(Front-end source files)
[start]

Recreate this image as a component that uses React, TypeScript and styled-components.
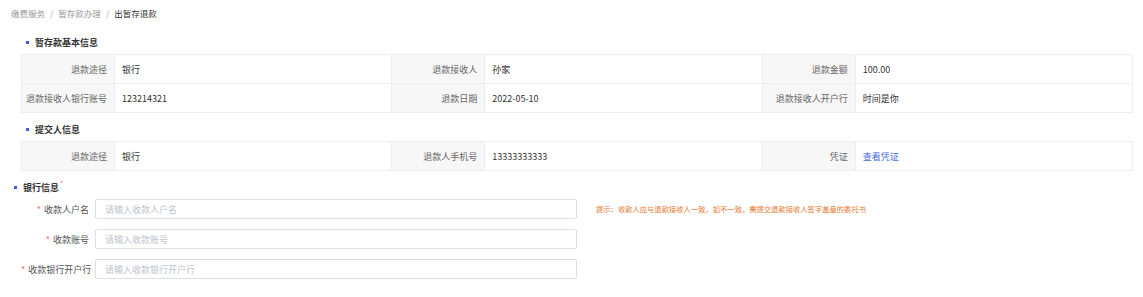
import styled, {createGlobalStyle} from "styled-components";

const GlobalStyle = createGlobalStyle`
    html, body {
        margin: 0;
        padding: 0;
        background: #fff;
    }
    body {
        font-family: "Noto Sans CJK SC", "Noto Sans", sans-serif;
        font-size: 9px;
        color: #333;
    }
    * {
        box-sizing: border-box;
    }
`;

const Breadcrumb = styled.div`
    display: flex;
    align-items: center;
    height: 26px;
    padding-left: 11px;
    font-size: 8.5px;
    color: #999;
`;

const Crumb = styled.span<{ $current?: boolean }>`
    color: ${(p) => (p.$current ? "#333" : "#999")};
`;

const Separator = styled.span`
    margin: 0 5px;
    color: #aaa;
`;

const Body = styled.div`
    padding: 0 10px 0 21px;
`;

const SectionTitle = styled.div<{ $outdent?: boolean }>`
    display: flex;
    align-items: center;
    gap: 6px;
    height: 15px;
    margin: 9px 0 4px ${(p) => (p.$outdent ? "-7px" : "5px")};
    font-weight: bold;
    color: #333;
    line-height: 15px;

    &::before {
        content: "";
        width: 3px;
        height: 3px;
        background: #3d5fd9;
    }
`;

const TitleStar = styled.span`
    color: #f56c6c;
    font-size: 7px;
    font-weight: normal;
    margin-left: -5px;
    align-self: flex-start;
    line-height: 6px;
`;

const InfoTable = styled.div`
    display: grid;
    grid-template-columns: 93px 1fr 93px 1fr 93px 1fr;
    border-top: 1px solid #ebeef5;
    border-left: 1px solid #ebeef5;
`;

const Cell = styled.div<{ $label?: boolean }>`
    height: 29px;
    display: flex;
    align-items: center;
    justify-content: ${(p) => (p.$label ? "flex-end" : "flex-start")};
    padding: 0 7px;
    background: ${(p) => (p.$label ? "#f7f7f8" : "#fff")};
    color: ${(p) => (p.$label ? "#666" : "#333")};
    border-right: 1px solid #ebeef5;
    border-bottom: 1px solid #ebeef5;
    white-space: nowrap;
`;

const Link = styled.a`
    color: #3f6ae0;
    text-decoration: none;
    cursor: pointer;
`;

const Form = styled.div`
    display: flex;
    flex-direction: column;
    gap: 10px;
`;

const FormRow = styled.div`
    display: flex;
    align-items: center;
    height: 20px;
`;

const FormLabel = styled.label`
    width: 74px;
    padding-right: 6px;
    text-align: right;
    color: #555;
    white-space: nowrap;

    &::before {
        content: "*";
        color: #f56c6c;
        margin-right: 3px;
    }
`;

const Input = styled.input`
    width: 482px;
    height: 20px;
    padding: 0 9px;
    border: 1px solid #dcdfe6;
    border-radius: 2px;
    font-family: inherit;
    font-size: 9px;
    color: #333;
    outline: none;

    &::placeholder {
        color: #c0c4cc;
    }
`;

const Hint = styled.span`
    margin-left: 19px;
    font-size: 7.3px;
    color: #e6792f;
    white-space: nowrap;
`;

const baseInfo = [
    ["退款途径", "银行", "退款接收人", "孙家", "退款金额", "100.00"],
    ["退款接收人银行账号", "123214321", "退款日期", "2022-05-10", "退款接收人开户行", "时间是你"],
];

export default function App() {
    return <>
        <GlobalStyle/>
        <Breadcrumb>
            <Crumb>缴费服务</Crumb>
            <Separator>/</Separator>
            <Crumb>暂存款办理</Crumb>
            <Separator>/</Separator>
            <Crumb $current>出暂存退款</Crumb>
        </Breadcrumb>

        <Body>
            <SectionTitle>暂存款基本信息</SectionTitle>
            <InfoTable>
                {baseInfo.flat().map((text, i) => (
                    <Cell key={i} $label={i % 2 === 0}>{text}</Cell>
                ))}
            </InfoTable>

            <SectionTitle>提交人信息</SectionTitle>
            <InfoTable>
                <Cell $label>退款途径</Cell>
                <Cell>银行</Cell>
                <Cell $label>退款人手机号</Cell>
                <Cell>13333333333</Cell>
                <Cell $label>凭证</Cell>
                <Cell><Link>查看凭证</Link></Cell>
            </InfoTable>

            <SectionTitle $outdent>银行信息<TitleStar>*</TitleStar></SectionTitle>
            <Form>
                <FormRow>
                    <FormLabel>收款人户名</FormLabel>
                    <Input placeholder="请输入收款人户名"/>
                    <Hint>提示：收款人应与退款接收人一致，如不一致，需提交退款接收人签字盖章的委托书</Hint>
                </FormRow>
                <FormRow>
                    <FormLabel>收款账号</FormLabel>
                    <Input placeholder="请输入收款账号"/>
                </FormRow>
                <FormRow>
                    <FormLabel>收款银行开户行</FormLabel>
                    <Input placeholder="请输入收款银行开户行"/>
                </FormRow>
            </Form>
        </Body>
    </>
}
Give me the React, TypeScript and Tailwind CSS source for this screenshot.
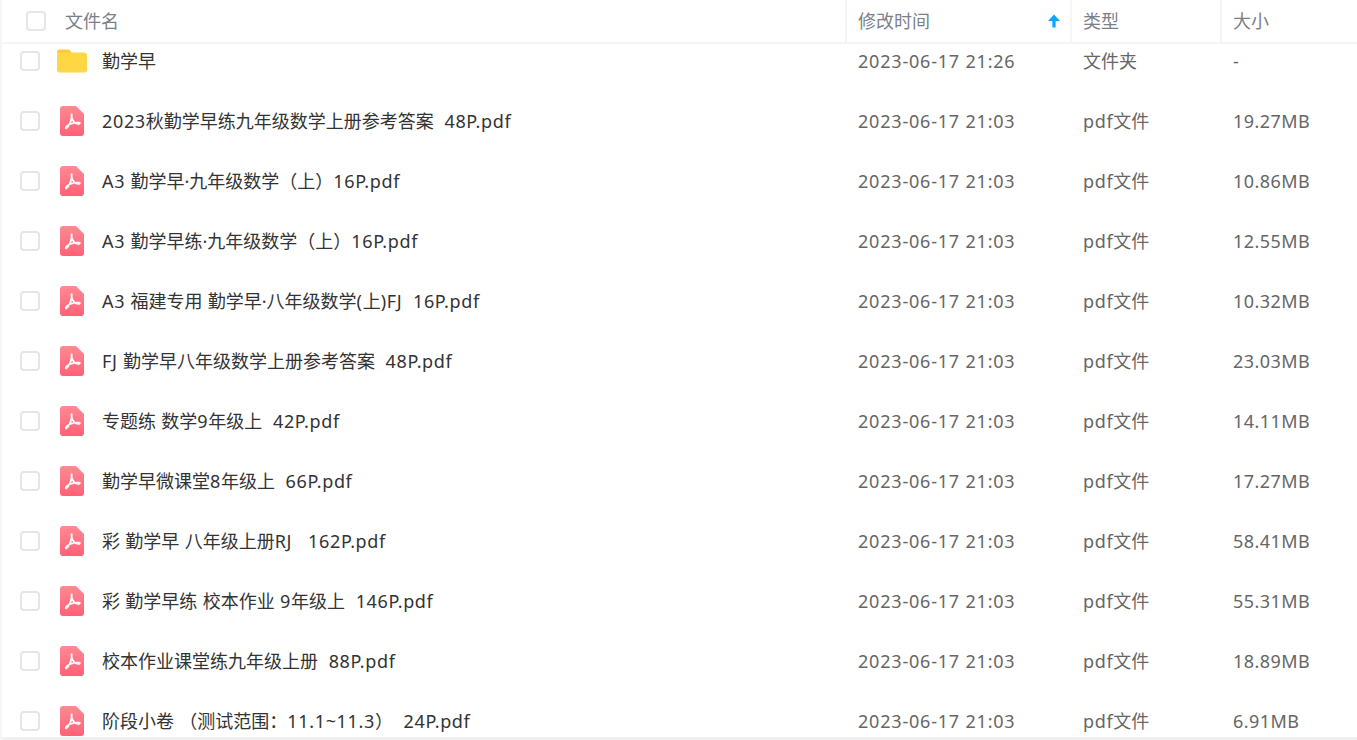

[end]

- **Your objective**: Give the number of lines that hold the word "TypeScript" in these records, with nothing added.

- **Task output**: 2